* **Aim of the task**
Please reproduce every record, keeping each one exactly as written.
** start Stored rows **
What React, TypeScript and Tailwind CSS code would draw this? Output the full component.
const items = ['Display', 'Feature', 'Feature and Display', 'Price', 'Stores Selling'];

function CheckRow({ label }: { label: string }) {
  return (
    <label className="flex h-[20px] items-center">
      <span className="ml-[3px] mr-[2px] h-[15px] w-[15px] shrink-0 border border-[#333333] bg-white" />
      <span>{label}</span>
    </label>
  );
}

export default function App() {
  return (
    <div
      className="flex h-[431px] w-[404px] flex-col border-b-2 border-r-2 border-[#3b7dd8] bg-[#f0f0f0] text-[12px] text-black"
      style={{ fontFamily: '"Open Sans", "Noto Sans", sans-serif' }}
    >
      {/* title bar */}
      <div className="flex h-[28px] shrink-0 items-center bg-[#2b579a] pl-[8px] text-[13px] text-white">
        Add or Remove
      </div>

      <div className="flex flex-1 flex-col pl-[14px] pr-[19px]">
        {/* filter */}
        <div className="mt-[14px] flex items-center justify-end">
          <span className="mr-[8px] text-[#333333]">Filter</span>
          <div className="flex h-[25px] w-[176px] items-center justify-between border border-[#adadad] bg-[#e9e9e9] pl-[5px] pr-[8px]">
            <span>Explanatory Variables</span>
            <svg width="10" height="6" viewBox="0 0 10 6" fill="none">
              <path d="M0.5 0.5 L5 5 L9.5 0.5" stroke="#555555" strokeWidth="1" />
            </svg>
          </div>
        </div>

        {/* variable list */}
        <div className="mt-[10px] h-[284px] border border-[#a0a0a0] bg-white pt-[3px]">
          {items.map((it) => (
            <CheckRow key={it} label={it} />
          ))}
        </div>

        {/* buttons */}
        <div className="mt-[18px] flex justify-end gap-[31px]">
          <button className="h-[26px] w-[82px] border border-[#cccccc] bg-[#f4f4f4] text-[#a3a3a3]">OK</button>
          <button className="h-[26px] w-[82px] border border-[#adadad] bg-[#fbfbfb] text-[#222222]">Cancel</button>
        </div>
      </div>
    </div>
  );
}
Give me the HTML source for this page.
** end Stored rows **
* **Finished exercise**
What React, TypeScript and Tailwind CSS code would draw this? Output the full component.
const items = ['Display', 'Feature', 'Feature and Display', 'Price', 'Stores Selling'];

function CheckRow({ label }: { label: string }) {
  return (
    <label className="flex h-[20px] items-center">
      <span className="ml-[3px] mr-[2px] h-[15px] w-[15px] shrink-0 border border-[#333333] bg-white" />
      <span>{label}</span>
    </label>
  );
}

export default function App() {
  return (
    <div
      className="flex h-[431px] w-[404px] flex-col border-b-2 border-r-2 border-[#3b7dd8] bg-[#f0f0f0] text-[12px] text-black"
      style={{ fontFamily: '"Open Sans", "Noto Sans", sans-serif' }}
    >
      {/* title bar */}
      <div className="flex h-[28px] shrink-0 items-center bg-[#2b579a] pl-[8px] text-[13px] text-white">
        Add or Remove
      </div>

      <div className="flex flex-1 flex-col pl-[14px] pr-[19px]">
        {/* filter */}
        <div className="mt-[14px] flex items-center justify-end">
          <span className="mr-[8px] text-[#333333]">Filter</span>
          <div className="flex h-[25px] w-[176px] items-center justify-between border border-[#adadad] bg-[#e9e9e9] pl-[5px] pr-[8px]">
            <span>Explanatory Variables</span>
            <svg width="10" height="6" viewBox="0 0 10 6" fill="none">
              <path d="M0.5 0.5 L5 5 L9.5 0.5" stroke="#555555" strokeWidth="1" />
            </svg>
          </div>
        </div>

        {/* variable list */}
        <div className="mt-[10px] h-[284px] border border-[#a0a0a0] bg-white pt-[3px]">
          {items.map((it) => (
            <CheckRow key={it} label={it} />
          ))}
        </div>

        {/* buttons */}
        <div className="mt-[18px] flex justify-end gap-[31px]">
          <button className="h-[26px] w-[82px] border border-[#cccccc] bg-[#f4f4f4] text-[#a3a3a3]">OK</button>
          <button className="h-[26px] w-[82px] border border-[#adadad] bg-[#fbfbfb] text-[#222222]">Cancel</button>
        </div>
      </div>
    </div>
  );
}
Give me the HTML source for this page.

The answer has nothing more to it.